The competition is going. Besides the players, volunteers are busy too, they need to send colorful balloons to the contestants. It is known that the contestants are in a huge room of cartesian coordinate system whose seats are 1000 rows multiplying 1000 columns. Every seat could be empty or corresponds to a team. For every minute, volunteers should send all the balloons together. The volunteers will be told where to send each balloon to. They would like to work efficiently.
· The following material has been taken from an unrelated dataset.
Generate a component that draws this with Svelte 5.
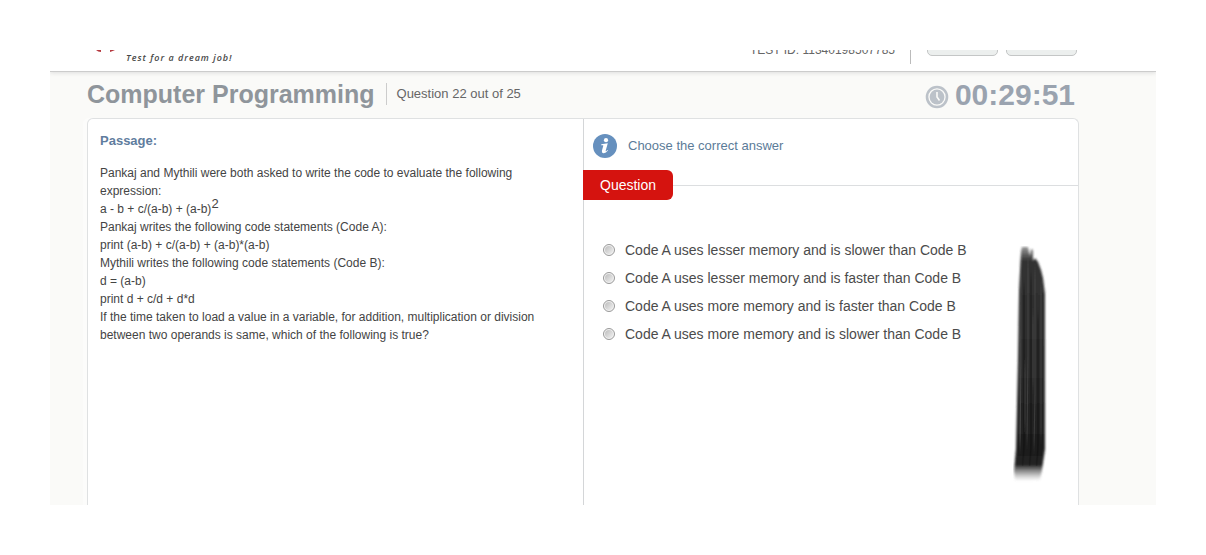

For two positions (r1, c1) and (r2, c2), if the absolute value of (x1 - x2) is not bigger than k or the absolute value of (y1 – y2) is not bigger than k, the two balloons will be sent by a same volunteer. Could you decide how many volunteers are needed at least to send all the balloons?

输入

The first line is an integer T which indicates the case number.
And as for each case, there will be n + 1 lines.
In the first line, there are 2 integers n k, which indicates the number of balloons and the value k.
Then there will be n lines, in every line, there are 2 integers r c which means this balloon will be sent to the r-th row and the c-th column. Please notice that the position could be the same.
It is guaranteed that——
T is about 100.
for 100% cases, 1 <= n <= 10000, 
1 <= k, r, c<= 1000.

输出

As for each case, you need to output a single line.
There should be one integer in the line which means the minimum volunteers are needed.

样例输入

2
3 5
1 1
10 6
15 20
2 5
1 1
7 7

样例输出

1
2

解题思路：并查集模板题

#include<bits/stdc++.h>
using namespace std;
#define maxn 10010
int fa[maxn];
struct node{
    int x,y,d;
}a[maxn];
int get(int x){
    if(x==fa[x]) return x;
    return fa[x]=get(fa[x]);
}
void merge(int x,int y){
    fa[get(x)]=get(y);
}
bool cmp1(node a,node b){
    return a.x<b.x;
}
bool cmp2(node a,node b){
    return a.y<b.y;
}

int main()
{
    int n,t,m;
    cin>>t;
    while(t--&&cin>>n>>m)
    {
        int ans=0;
        for(int i=0;i<n;i++){
            cin>>a[i].x>>a[i].y;
            a[i].d=i,fa[i]=i;
        }
        sort(a,a+n,cmp1);
        for(int i=1;i<n;i++){
            if(a[i].x-a[i-1].x<=m){
                merge(a[i].d,a[i-1].d);
            }
        }
        sort(a,a+n,cmp2);
        for(int i=1;i<n;i++){
            if(a[i].y-a[i-1].y<=m){
                merge(a[i].d,a[i-1].d);
            }
        }
        for(int i=0;i<n;i++){
            if(i==fa[i]) ans++;
        }
        cout<<ans<<endl;
    }
}